## [WRITTEN PROBLEM]
Output the full listing below exactly as it reads, and skip anything that is a picture.

## [INFORMATION PROVIDED]
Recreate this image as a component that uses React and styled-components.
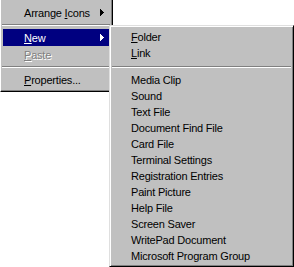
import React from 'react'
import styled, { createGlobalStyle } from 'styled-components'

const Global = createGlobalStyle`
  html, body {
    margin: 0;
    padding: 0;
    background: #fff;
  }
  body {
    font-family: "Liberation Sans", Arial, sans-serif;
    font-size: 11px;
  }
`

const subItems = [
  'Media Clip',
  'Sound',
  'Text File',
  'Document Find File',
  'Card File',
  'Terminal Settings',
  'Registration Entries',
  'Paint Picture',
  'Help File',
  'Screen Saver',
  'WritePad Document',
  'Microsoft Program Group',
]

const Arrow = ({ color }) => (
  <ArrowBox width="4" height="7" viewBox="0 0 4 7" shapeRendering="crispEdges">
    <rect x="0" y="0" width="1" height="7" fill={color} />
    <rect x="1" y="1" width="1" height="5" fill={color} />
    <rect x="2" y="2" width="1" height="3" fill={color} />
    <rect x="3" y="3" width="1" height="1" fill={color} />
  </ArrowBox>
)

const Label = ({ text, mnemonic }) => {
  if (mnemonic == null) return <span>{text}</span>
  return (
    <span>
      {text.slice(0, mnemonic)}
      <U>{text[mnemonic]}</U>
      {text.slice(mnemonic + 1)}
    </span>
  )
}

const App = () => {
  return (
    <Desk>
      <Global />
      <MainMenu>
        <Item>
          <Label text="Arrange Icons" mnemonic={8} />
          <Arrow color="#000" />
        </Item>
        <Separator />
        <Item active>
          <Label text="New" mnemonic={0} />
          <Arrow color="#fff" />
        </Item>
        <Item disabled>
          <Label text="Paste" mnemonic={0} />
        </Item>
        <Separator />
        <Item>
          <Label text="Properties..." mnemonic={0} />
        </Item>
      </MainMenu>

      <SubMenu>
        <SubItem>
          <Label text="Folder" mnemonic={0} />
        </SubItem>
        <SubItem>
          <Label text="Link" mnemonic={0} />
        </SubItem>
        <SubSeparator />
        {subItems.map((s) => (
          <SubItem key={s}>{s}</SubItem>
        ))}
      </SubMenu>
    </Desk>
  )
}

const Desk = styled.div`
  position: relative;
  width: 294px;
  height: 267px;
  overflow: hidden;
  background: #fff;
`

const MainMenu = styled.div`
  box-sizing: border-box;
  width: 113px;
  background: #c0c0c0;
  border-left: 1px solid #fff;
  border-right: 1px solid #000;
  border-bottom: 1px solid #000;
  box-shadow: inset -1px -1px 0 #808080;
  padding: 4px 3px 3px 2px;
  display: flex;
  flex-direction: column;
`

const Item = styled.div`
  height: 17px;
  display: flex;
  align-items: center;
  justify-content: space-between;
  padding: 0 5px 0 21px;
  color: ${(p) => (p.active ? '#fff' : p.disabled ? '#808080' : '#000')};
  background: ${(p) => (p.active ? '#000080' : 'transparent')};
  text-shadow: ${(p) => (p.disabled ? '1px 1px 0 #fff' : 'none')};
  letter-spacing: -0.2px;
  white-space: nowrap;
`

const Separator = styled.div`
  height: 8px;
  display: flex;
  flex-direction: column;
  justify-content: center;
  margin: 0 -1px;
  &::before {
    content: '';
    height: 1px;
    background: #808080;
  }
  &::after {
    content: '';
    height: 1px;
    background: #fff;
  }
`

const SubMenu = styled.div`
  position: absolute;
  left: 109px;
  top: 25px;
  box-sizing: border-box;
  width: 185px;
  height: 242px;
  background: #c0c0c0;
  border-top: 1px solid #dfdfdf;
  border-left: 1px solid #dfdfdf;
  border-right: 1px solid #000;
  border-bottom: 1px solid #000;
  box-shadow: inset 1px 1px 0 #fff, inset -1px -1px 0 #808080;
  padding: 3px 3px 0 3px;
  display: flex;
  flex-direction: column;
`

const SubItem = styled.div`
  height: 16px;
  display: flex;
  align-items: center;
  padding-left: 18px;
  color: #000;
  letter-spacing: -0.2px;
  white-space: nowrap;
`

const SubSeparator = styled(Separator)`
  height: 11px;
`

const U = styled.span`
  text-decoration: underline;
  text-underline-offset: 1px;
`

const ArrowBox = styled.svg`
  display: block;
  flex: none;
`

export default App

## [SOLUTION FOR THIS TASK]
Recreate this image as a component that uses React and styled-components.
import React from 'react'
import styled, { createGlobalStyle } from 'styled-components'

const Global = createGlobalStyle`
  html, body {
    margin: 0;
    padding: 0;
    background: #fff;
  }
  body {
    font-family: "Liberation Sans", Arial, sans-serif;
    font-size: 11px;
  }
`

const subItems = [
  'Media Clip',
  'Sound',
  'Text File',
  'Document Find File',
  'Card File',
  'Terminal Settings',
  'Registration Entries',
  'Paint Picture',
  'Help File',
  'Screen Saver',
  'WritePad Document',
  'Microsoft Program Group',
]

const Arrow = ({ color }) => (
  <ArrowBox width="4" height="7" viewBox="0 0 4 7" shapeRendering="crispEdges">
    <rect x="0" y="0" width="1" height="7" fill={color} />
    <rect x="1" y="1" width="1" height="5" fill={color} />
    <rect x="2" y="2" width="1" height="3" fill={color} />
    <rect x="3" y="3" width="1" height="1" fill={color} />
  </ArrowBox>
)

const Label = ({ text, mnemonic }) => {
  if (mnemonic == null) return <span>{text}</span>
  return (
    <span>
      {text.slice(0, mnemonic)}
      <U>{text[mnemonic]}</U>
      {text.slice(mnemonic + 1)}
    </span>
  )
}

const App = () => {
  return (
    <Desk>
      <Global />
      <MainMenu>
        <Item>
          <Label text="Arrange Icons" mnemonic={8} />
          <Arrow color="#000" />
        </Item>
        <Separator />
        <Item active>
          <Label text="New" mnemonic={0} />
          <Arrow color="#fff" />
        </Item>
        <Item disabled>
          <Label text="Paste" mnemonic={0} />
        </Item>
        <Separator />
        <Item>
          <Label text="Properties..." mnemonic={0} />
        </Item>
      </MainMenu>

      <SubMenu>
        <SubItem>
          <Label text="Folder" mnemonic={0} />
        </SubItem>
        <SubItem>
          <Label text="Link" mnemonic={0} />
        </SubItem>
        <SubSeparator />
        {subItems.map((s) => (
          <SubItem key={s}>{s}</SubItem>
        ))}
      </SubMenu>
    </Desk>
  )
}

const Desk = styled.div`
  position: relative;
  width: 294px;
  height: 267px;
  overflow: hidden;
  background: #fff;
`

const MainMenu = styled.div`
  box-sizing: border-box;
  width: 113px;
  background: #c0c0c0;
  border-left: 1px solid #fff;
  border-right: 1px solid #000;
  border-bottom: 1px solid #000;
  box-shadow: inset -1px -1px 0 #808080;
  padding: 4px 3px 3px 2px;
  display: flex;
  flex-direction: column;
`

const Item = styled.div`
  height: 17px;
  display: flex;
  align-items: center;
  justify-content: space-between;
  padding: 0 5px 0 21px;
  color: ${(p) => (p.active ? '#fff' : p.disabled ? '#808080' : '#000')};
  background: ${(p) => (p.active ? '#000080' : 'transparent')};
  text-shadow: ${(p) => (p.disabled ? '1px 1px 0 #fff' : 'none')};
  letter-spacing: -0.2px;
  white-space: nowrap;
`

const Separator = styled.div`
  height: 8px;
  display: flex;
  flex-direction: column;
  justify-content: center;
  margin: 0 -1px;
  &::before {
    content: '';
    height: 1px;
    background: #808080;
  }
  &::after {
    content: '';
    height: 1px;
    background: #fff;
  }
`

const SubMenu = styled.div`
  position: absolute;
  left: 109px;
  top: 25px;
  box-sizing: border-box;
  width: 185px;
  height: 242px;
  background: #c0c0c0;
  border-top: 1px solid #dfdfdf;
  border-left: 1px solid #dfdfdf;
  border-right: 1px solid #000;
  border-bottom: 1px solid #000;
  box-shadow: inset 1px 1px 0 #fff, inset -1px -1px 0 #808080;
  padding: 3px 3px 0 3px;
  display: flex;
  flex-direction: column;
`

const SubItem = styled.div`
  height: 16px;
  display: flex;
  align-items: center;
  padding-left: 18px;
  color: #000;
  letter-spacing: -0.2px;
  white-space: nowrap;
`

const SubSeparator = styled(Separator)`
  height: 11px;
`

const U = styled.span`
  text-decoration: underline;
  text-underline-offset: 1px;
`

const ArrowBox = styled.svg`
  display: block;
  flex: none;
`

export default App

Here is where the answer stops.